Steaming through the Arctic saves a shipping company the Panama Canal toll, which can be as high as $170,000,” Paterson says. “But it’s paying that, or more, for its premium to the (insurance) underwriters for the risk of damage.”
Even in summer, the Northwest Passage is never completely free of ice and one misjudged hunk can ruin a captain’s day.
“These pieces of ice are like a minefield,” Paterson says. “A normal ship is not designed to come in contact with these massive pieces of ice. Even a ‘growler,’ a small piece of ice, is about the size of a Mini car.
“You can’t see that because it’s all below the surface.
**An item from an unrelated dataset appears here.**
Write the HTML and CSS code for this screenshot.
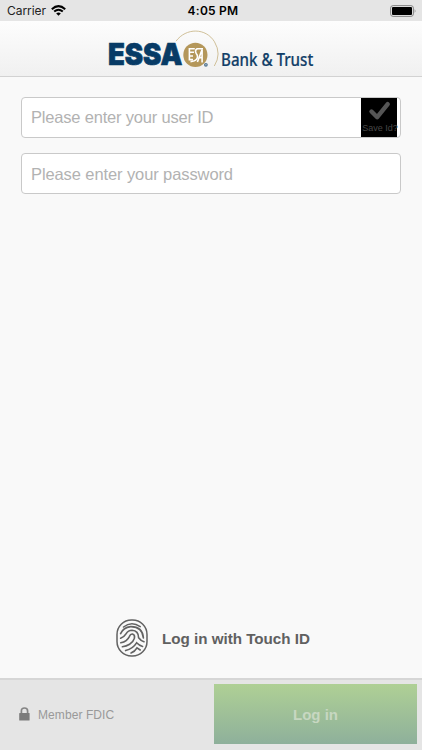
FILE: index.html
```html
<!DOCTYPE html>
<html lang="en">
<head>
<meta charset="utf-8">
<title>ESSA Bank &amp; Trust</title>
<link rel="stylesheet" href="styles.css">
</head>
<body>
<div class="app">
  <div class="status">
    <div class="carrier"><span class="carrier-name">Carrier</span>
      <svg width="15" height="11" viewBox="0 0 15 11" fill="none" stroke="#000" stroke-width="2"><path d="M.8 4.2Q7.5-2 14.2 4.2M3.2 6.6Q7.5 2.8 11.8 6.6"/><path d="M5.2 8.5Q7.5 6.7 9.8 8.5L7.5 10.8Z" fill="#000" stroke="none"/></svg>
    </div>
    <span class="time">4:05 PM</span>
    <svg class="battery" width="27" height="12" viewBox="0 0 27 12"><rect x=".6" y=".6" width="22.8" height="10.8" rx="2.5" fill="none" stroke="#858585"/><rect x="2" y="2" width="20" height="8" rx="1" fill="#000"/><path d="M24.7 4Q26.5 6 24.7 8Z" fill="#858585"/></svg>
  </div>
  <header class="header">
    <svg class="logo" width="230" height="54" viewBox="96 22 230 54" role="img" aria-label="ESSA Bank &amp; Trust">
      <text class="brand" x="107.9" y="65.4" textLength="74.6" lengthAdjust="spacingAndGlyphs">ESSA</text>
      <path d="M176 41.2C186 27.5 206 27.7 214.5 41.8Q221.8 54 214.3 66" fill="none" stroke="#cbb98d" stroke-width=".9"/>
      <circle cx="195.4" cy="54.9" r="12.1" fill="#b4975a"/>
      <g fill="none" stroke="#fff" stroke-width="1.6"><path d="M194.8 48.8H189.4V59.6H193M190 52.2H194M190 56H193"/><path d="M203 48.8H197.2Q194.4 50.4 196.2 53.4Q198.8 56.4 196.4 59.4Q195 61.4 190.5 61.6"/><path d="M197.4 62L202.1 49.6V62.4M199 57.6H202"/></g>
      <circle cx="205.9" cy="64.8" r="1.9" fill="#527590"/><circle cx="205.9" cy="64.8" r=".8" fill="#adbdca"/>
      <text class="brand-sub" x="221" y="65.5" textLength="92.2" lengthAdjust="spacingAndGlyphs">Bank &amp; Trust</text>
    </svg>
  </header>
  <main class="main">
    <div class="field"><span class="ph ph-user">Please enter your user ID</span>
      <div class="save">
        <svg width="26" height="22" viewBox="0 0 26 22"><path d="M5.5 11.5L11.2 17.2L21.7 4.2" fill="none" stroke="#555" stroke-width="4.4" stroke-linecap="round" stroke-linejoin="round"/></svg>
        <span class="save-label">Save Id?</span>
      </div>
    </div>
    <div class="field"><span class="ph ph-pass">Please enter your password</span></div>
    <div class="touch">
      <svg width="32" height="38" viewBox="0 0 32 38" fill="none" stroke="#626262" stroke-width="1.6" stroke-linecap="round"><rect x="1" y="1" width="30" height="36" rx="14.5" stroke-width="1.5"/><path d="M7.5 8Q15.5 1.6 24.2 7.6"/><path d="M4.6 14.6Q7.4 8.4 14.6 7.6Q26.5 7.4 27.4 19"/><path d="M4.6 19.2Q8.2 17.8 10 14.8Q12.2 11.2 16 11.2Q22.6 11.6 22.6 18.8Q24.8 21.8 28 22.8"/><path d="M4.8 23.8Q11.2 22.4 13.3 17.6Q14.4 14.8 16.4 15Q19.2 15.8 18.4 19.2Q17.2 23.2 13.6 25.2Q10.4 27.2 6.4 27.8"/><path d="M9.6 31.6Q17 29.6 20.6 23.8Q23 26.4 26.6 27.4"/><path d="M15 34Q19 32.4 21 28.8L24.2 31"/></svg>
      <span class="touch-label">Log in with Touch ID</span>
    </div>
  </main>
  <footer class="footer">
    <svg class="lock" width="11" height="14" viewBox="0 0 11 14"><path d="M2.4 7V3.9Q2.4 1 5.5 1T8.6 3.9V7" fill="none" stroke="#858585" stroke-width="1.7"/><rect x=".2" y="6" width="10.4" height="7.6" rx=".6" fill="#7c7c7c"/></svg>
    <span class="fdic">Member FDIC</span>
    <div class="login"><span>Log in</span></div>
  </footer>
</div>
</body>
</html>
```
FILE: styles.css
```css
* { box-sizing: border-box; }
body { margin: 0; font-family: "Liberation Sans", sans-serif; }
svg { display: block; flex: none; }
span { white-space: nowrap; }
.app { width: 422px; height: 750px; display: flex; flex-direction: column; background: #f9f9f9; overflow: hidden; }
.status { height: 21px; flex: none; display: grid; grid-template-columns: 1fr auto 1fr; align-items: center; padding: 0 5px 0 7px; background: #e5e5e5; font-family: Inter, sans-serif; font-size: 12px; color: #000; }
.carrier { display: flex; align-items: center; gap: 5px; }
.carrier-name { color: #222; letter-spacing: -.05px; }
.time { font-weight: 600; letter-spacing: .25px; padding-left: 2px; }
.battery { justify-self: end; }
.header { height: 56px; flex: none; display: flex; justify-content: center; padding-top: 1px; background: linear-gradient(#fdfdfd, #f0f0f0); border-bottom: 1px solid #d2d2d2; }
.logo { overflow: visible; }
.brand { font: 900 30px Inter, sans-serif; fill: #073b66; stroke: #073b66; stroke-width: .7; }
.brand-sub { font: 500 17.4px "Noto Sans", sans-serif; fill: #123f68; stroke: #123f68; stroke-width: .2; }
.main { flex: 1; display: flex; flex-direction: column; gap: 15px; padding: 20px 21px 21px; }
.field { height: 41px; flex: none; display: flex; align-items: center; justify-content: space-between; padding: 0 3px 0 9px; background: #fff; border: 1px solid #c9c9c9; border-radius: 4px; }
.ph { font-size: 16.5px; color: #b2b2b2; }
.ph-user { letter-spacing: -.19px; }
.ph-pass { letter-spacing: -.1px; padding-top: 1px; }
.save { width: 36px; height: 39px; display: flex; flex-direction: column; align-items: center; padding-top: 2px; background: #000; color: #474747; }
.save-label { margin-top: 1px; padding-left: 2px; font-size: 9px; line-height: 10px; }
.touch { margin-top: auto; display: flex; align-items: center; justify-content: center; gap: 14px; padding-left: 4px; }
.touch-label { font-size: 15.2px; font-weight: bold; color: #606060; letter-spacing: -.02px; }
.footer { height: 72px; flex: none; display: flex; align-items: center; padding: 0 5px 0 19px; background: #e5e5e5; border-top: 2px solid #d6d6d6; }
.lock { margin-right: 8px; margin-bottom: 2px; }
.fdic { font-size: 12px; color: #999; letter-spacing: .08px; }
.login { width: 203px; height: 60px; margin-left: auto; margin-bottom: 2px; display: flex; align-items: center; justify-content: center; background: linear-gradient(#afd095, #8eb09b); color: #c7d7c1; font-size: 15px; font-weight: bold; }
```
And if you hit that at 14 knots, or 20 knots, the ship will sink.”
At roughly 30,000 tons, with thirsty 30,000 horsepower engines and reinforced hulls to handle Arctic sea ice, the Nunavik cost around $90 million to build. That’s almost four times the price of a similar ship that isn’t built to polar standards, Paterson says.
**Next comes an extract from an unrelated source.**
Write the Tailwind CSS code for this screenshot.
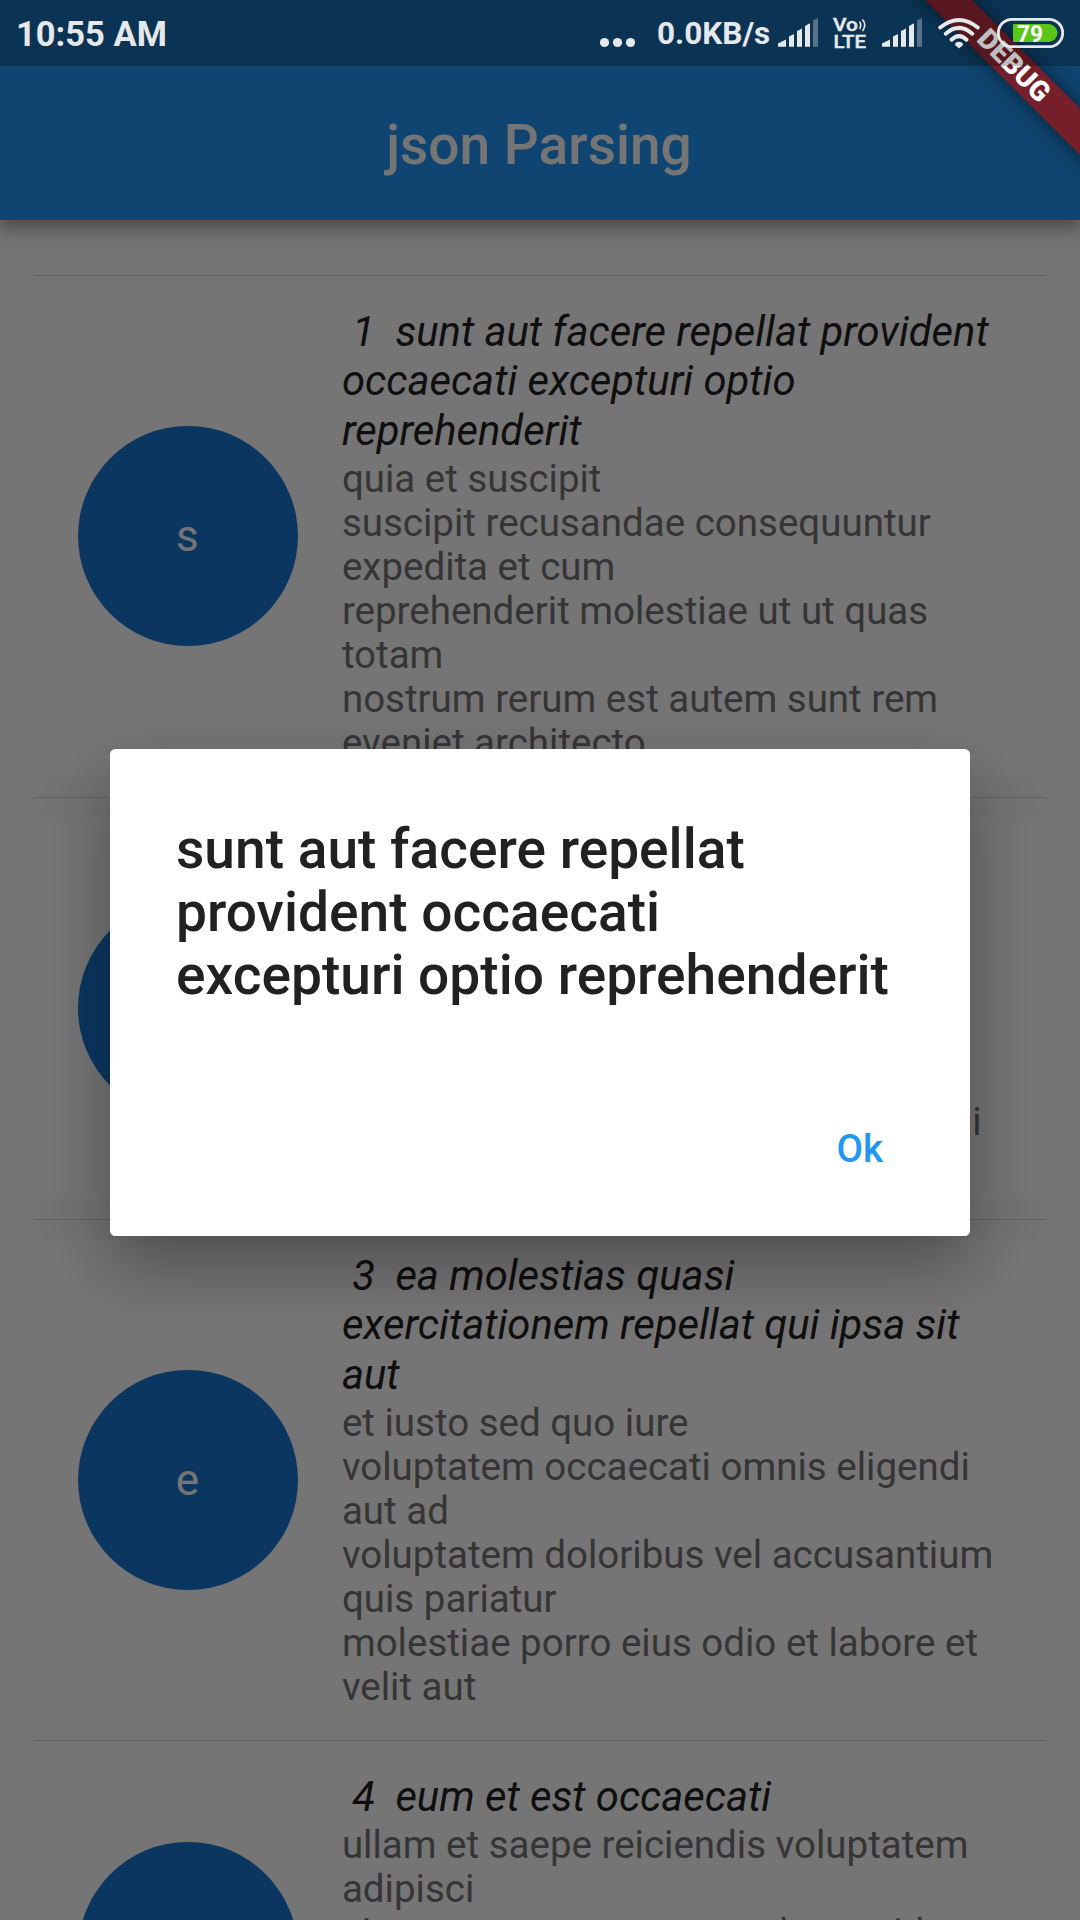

That raises the shippers’ cost, which makes the Arctic transit even less attractive to most companies, he adds.
Malte Humpert, founder and executive of The Arctic Institute think tank, also doubts the Northwest Passage or its more developed competitor along Russia’s Arctic coast, the Northern Sea Route, “will become shipping routes of any global significance.”
Following four years of steady growth, which fuelled predictions of an Arctic shipping bonanza, traffic through Russia’s Northern Sea Route dropped by almost half last year.
Measured by cargo tonnage, the decline was even more dramatic: a 77 per cent fall from 1,355,897 tons in 2013 to just 274,000 tons last year.
Ice conditions are harsher in Canada’s Northwest Passage, where ice tends to linger longer around the hundreds of islands that form a vast archipelago. So it is less likely to see significant shipping growth, Humpert says from Washington, D.C.
“It will at most, and this is more likely for the Northern Sea Route than the Northwest Passage, become a transport route, mostly one way, for the export of resources produced in the Arctic, be it oil, gas or mineral, to the markets in Asia or Europe.”